The new revelations about Pinochet’s ill-gotten fortune surfaced in the midst of a national controversy sparked by the government’s release of a long-delayed official report of the National Commission on Torture and Political Prisoners, which established that the atrocities carried out under the dictatorship were part of a systematic plan devised by the Pinochet regime to terrorize the Chilean people. Some 35,000 people came forward to testify that they were tortured. There are clearly tens of thousands more victims who, for various reasons, chose not to identify themselves.
The report triggered a series of formal statements by the three branches of the armed forces, the police as well as other establishment institutions expressing regret for these crimes, while denying any current responsibility.
The Council of former Political Prisoners of Santiago responded with a report of its own, naming nearly 2,000 current and ex-members of the Chilean security forces as well as some civilians whom victims had identified as being responsible for their torture.
The report, entitled, “We the Survivors Accuse,” indicts not just the military, but the whole of Chilean society—including the judges who rejected virtually every motion on behalf of those who disappeared into the regime’s torture chambers, and the media, which faithfully parroted the dictatorships denials of human rights violations.

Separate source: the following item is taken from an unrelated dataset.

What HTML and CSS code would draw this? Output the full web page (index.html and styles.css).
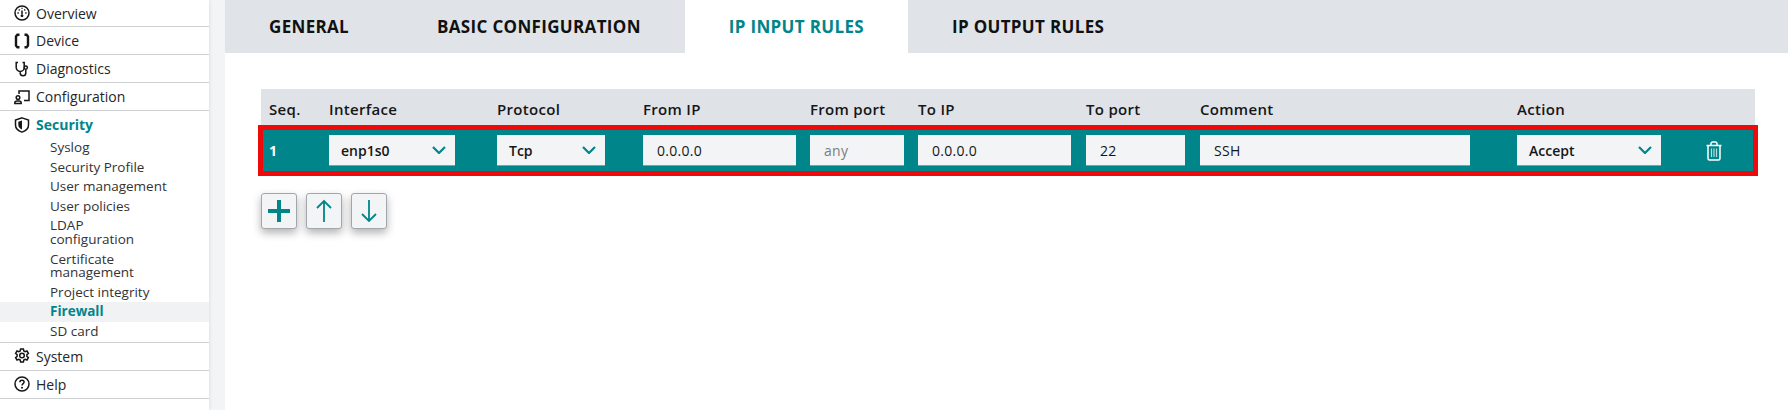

The Socialist Party government of President Ricardo Lagos reacted to the document by cynically equating the victims’ exposure of their torturers with the crimes of the dictatorship itself. “What did Chile learn from the dictatorship?” asked Francisco Vidal, spokesman for the La Moneda presidential palace. “That you cannot stigmatize people in the press. People have to be accused, if there is reason for it, in the courts.” He stressed that the government itself has no intention of using its report to prosecute the criminals of the Pinochet regime.